>> begin
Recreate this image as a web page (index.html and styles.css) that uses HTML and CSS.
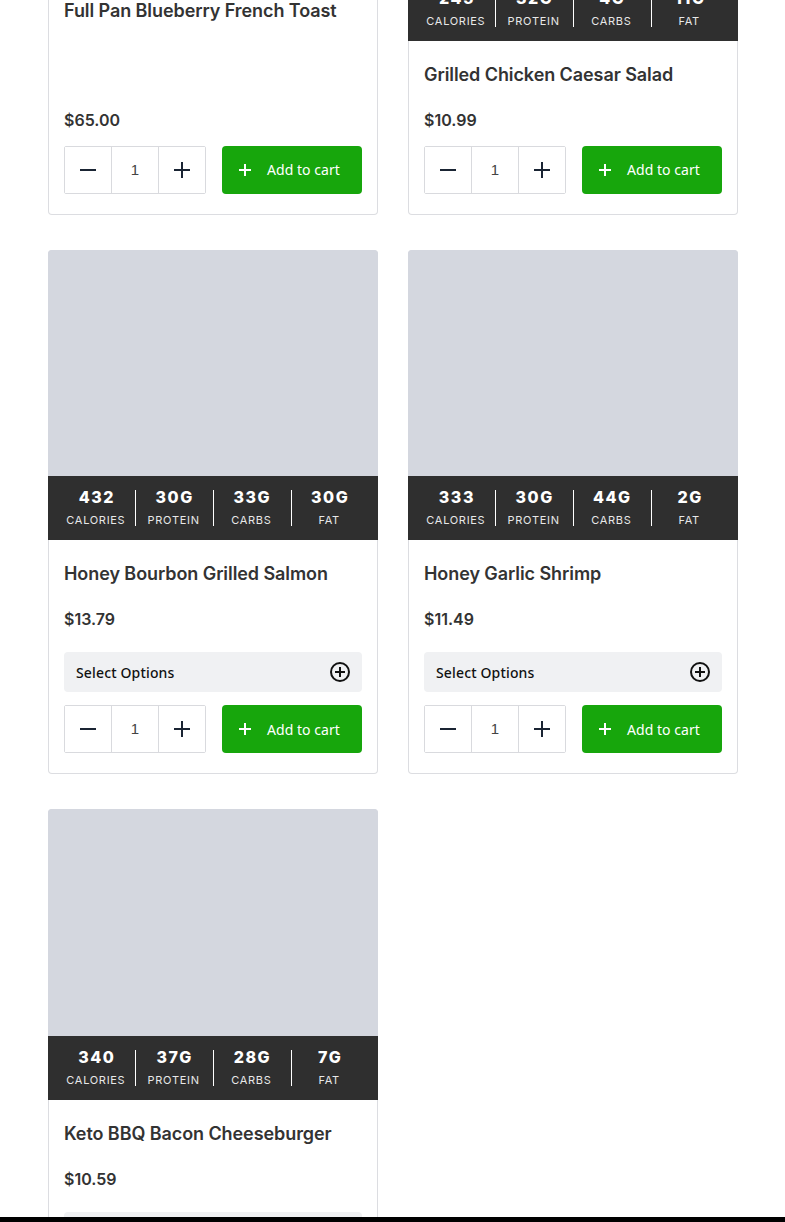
FILE: index.html
```html
<!DOCTYPE html>
<html lang="en">
<head>
  <meta charset="UTF-8" />
  <meta name="viewport" content="width=device-width, initial-scale=1.0"/>
  <title>Meals</title>
  <link rel="stylesheet" href="styles.css">
</head>
<body>
  <div class="products">

    <div class="card">
      <div class="photo"></div>
      <div class="card-body">
        <h3>Full Pan Blueberry French Toast</h3>
        <p class="price">$65.00</p>
        <div class="buy">
          <div class="qty">
            <button><svg viewBox="0 0 16 16"><path d="M0 8h16"/></svg></button>
            <span>1</span>
            <button><svg viewBox="0 0 16 16"><path d="M0 8h16M8 0v16"/></svg></button>
          </div>
          <button class="add"><svg viewBox="0 0 12 12"><path d="M0 6h12M6 0v12"/></svg>Add to cart</button>
        </div>
      </div>
    </div>

    <div class="card">
      <div class="photo"></div>
      <div class="macros">
        <div class="macro"><b>245</b><span>Calories</span></div>
        <div class="macro"><b>32G</b><span>Protein</span></div>
        <div class="macro"><b>4G</b><span>Carbs</span></div>
        <div class="macro"><b>11G</b><span>Fat</span></div>
      </div>
      <div class="card-body">
        <h3>Grilled Chicken Caesar Salad</h3>
        <p class="price">$10.99</p>
        <div class="buy">
          <div class="qty">
            <button><svg viewBox="0 0 16 16"><path d="M0 8h16"/></svg></button>
            <span>1</span>
            <button><svg viewBox="0 0 16 16"><path d="M0 8h16M8 0v16"/></svg></button>
          </div>
          <button class="add"><svg viewBox="0 0 12 12"><path d="M0 6h12M6 0v12"/></svg>Add to cart</button>
        </div>
      </div>
    </div>

    <div class="card">
      <div class="photo"></div>
      <div class="macros">
        <div class="macro"><b>432</b><span>Calories</span></div>
        <div class="macro"><b>30G</b><span>Protein</span></div>
        <div class="macro"><b>33G</b><span>Carbs</span></div>
        <div class="macro"><b>30G</b><span>Fat</span></div>
      </div>
      <div class="card-body">
        <h3>Honey Bourbon Grilled Salmon</h3>
        <p class="price">$13.79</p>
        <div class="options">Select Options
          <svg viewBox="0 0 20 20"><circle cx="10" cy="10" r="9"/><path d="M10 5v10M5 10h10"/></svg>
        </div>
        <div class="buy">
          <div class="qty">
            <button><svg viewBox="0 0 16 16"><path d="M0 8h16"/></svg></button>
            <span>1</span>
            <button><svg viewBox="0 0 16 16"><path d="M0 8h16M8 0v16"/></svg></button>
          </div>
          <button class="add"><svg viewBox="0 0 12 12"><path d="M0 6h12M6 0v12"/></svg>Add to cart</button>
        </div>
      </div>
    </div>

    <div class="card">
      <div class="photo"></div>
      <div class="macros">
        <div class="macro"><b>333</b><span>Calories</span></div>
        <div class="macro"><b>30G</b><span>Protein</span></div>
        <div class="macro"><b>44G</b><span>Carbs</span></div>
        <div class="macro"><b>2G</b><span>Fat</span></div>
      </div>
      <div class="card-body">
        <h3>Honey Garlic Shrimp</h3>
        <p class="price">$11.49</p>
        <div class="options">Select Options
          <svg viewBox="0 0 20 20"><circle cx="10" cy="10" r="9"/><path d="M10 5v10M5 10h10"/></svg>
        </div>
        <div class="buy">
          <div class="qty">
            <button><svg viewBox="0 0 16 16"><path d="M0 8h16"/></svg></button>
            <span>1</span>
            <button><svg viewBox="0 0 16 16"><path d="M0 8h16M8 0v16"/></svg></button>
          </div>
          <button class="add"><svg viewBox="0 0 12 12"><path d="M0 6h12M6 0v12"/></svg>Add to cart</button>
        </div>
      </div>
    </div>

    <div class="card">
      <div class="photo"></div>
      <div class="macros">
        <div class="macro"><b>340</b><span>Calories</span></div>
        <div class="macro"><b>37G</b><span>Protein</span></div>
        <div class="macro"><b>28G</b><span>Carbs</span></div>
        <div class="macro"><b>7G</b><span>Fat</span></div>
      </div>
      <div class="card-body">
        <h3>Keto BBQ Bacon Cheeseburger</h3>
        <p class="price">$10.59</p>
        <div class="options">Select Options
          <svg viewBox="0 0 20 20"><circle cx="10" cy="10" r="9"/><path d="M10 5v10M5 10h10"/></svg>
        </div>
        <div class="buy">
          <div class="qty">
            <button><svg viewBox="0 0 16 16"><path d="M0 8h16"/></svg></button>
            <span>1</span>
            <button><svg viewBox="0 0 16 16"><path d="M0 8h16M8 0v16"/></svg></button>
          </div>
          <button class="add"><svg viewBox="0 0 12 12"><path d="M0 6h12M6 0v12"/></svg>Add to cart</button>
        </div>
      </div>
    </div>

  </div>
  <div class="bottom-bar"></div>
</body>
</html>
```

FILE: styles.css
```css
html, body {
  height: 100%;
  overflow: hidden;
}

body {
  margin: 0;
  background: #fff;
  color: #333;
  font-family: Inter, Arial, sans-serif;
}

/* page is scrolled a bit, the first row runs off the top */
.products {
  display: grid;
  grid-template-columns: 330px 330px;
  column-gap: 30px;
  row-gap: 35px;
  margin: -249.6px 0 0 48px;
}

.card {
  display: flex;
  flex-direction: column;
  border-radius: 4px;
  box-shadow: inset 0 0 0 1px #dcdde1;
  overflow: hidden;
}

.photo {
  height: 226.4px;
  background: #d4d7df;
}

.macros {
  display: flex;
  height: 64px;
  box-sizing: border-box;
  padding: 14px 9.5px 0 10.5px;
  background: #2f2f2f;
  color: #fff;
}

.macro {
  flex: 1;
  height: 36px;
  display: flex;
  flex-direction: column;
  align-items: center;
  border-right: 1px solid #fff;
}

.macro:last-child {
  border-right: none;
}

.macro b {
  margin-top: -1px;
  font-size: 16px;
  font-weight: 800;
  line-height: 16px;
  letter-spacing: 1.5px;
}

.macro span {
  margin: 8px 2px 0 0;
  font-size: 11px;
  line-height: 14px;
  letter-spacing: 0.7px;
  text-transform: uppercase;
  color: #e8e8e8;
}

.card-body {
  flex: 1;
  display: flex;
  flex-direction: column;
  padding: 21px 16px;
}

.card-body h3 {
  margin: 0 0 21px;
  font-size: 18px;
  font-weight: 600;
  line-height: 25px;
  letter-spacing: -0.08px;
  color: #333;
}

.price {
  margin: auto 0 14px;
  font-size: 16px;
  font-weight: 600;
  line-height: 24px;
}

.options {
  display: flex;
  justify-content: space-between;
  align-items: center;
  height: 40px;
  margin: 7px 0 13px;
  padding: 0 12px;
  border-radius: 4px;
  background: #f0f1f3;
  color: #111;
  font-family: "Noto Sans", sans-serif;
  font-size: 14px;
  font-weight: 500;
  letter-spacing: 0.15px;
}

.options svg {
  width: 20px;
  height: 20px;
  fill: none;
  stroke: #111;
  stroke-width: 2;
}

.buy {
  display: flex;
  justify-content: space-between;
}

.qty {
  display: flex;
  align-items: center;
  height: 48px;
  box-sizing: border-box;
  border: 1px solid #d9dade;
  border-radius: 2px;
}

.qty button {
  width: 46px;
  height: 46px;
  padding: 0;
  border: none;
  background: #fff;
}

.qty button svg {
  width: 16px;
  height: 16px;
  display: block;
  margin: auto;
  fill: none;
  stroke: #1a2433;
  stroke-width: 2;
}

.qty span {
  width: 48px;
  height: 46px;
  box-sizing: border-box;
  border-left: 1px solid #d9dade;
  border-right: 1px solid #d9dade;
  font-family: "Liberation Sans", Arial, sans-serif;
  font-size: 15px;
  line-height: 46px;
  text-align: center;
  color: #444;
}

.add {
  display: flex;
  align-items: center;
  width: 140px;
  height: 48px;
  padding: 0 0 0 17px;
  border: none;
  border-radius: 4px;
  background: #17a60c;
  color: #fff;
  font-family: "Noto Sans", sans-serif;
  font-size: 14px;
  letter-spacing: 0.05px;
}

.add svg {
  width: 12px;
  height: 12px;
  margin-right: 16px;
  fill: none;
  stroke: #fff;
  stroke-width: 2;
}

.bottom-bar {
  position: fixed;
  left: 0;
  right: 0;
  bottom: 0;
  height: 5px;
  background: #000;
}
```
>> end
== Written exercise ==
Gather every line from the listing above in which "styles" appears, and copy those lines.

== Expected answer ==
Recreate this image as a web page (index.html and styles.css) that uses HTML and CSS.
  <link rel="stylesheet" href="styles.css">
FILE: styles.css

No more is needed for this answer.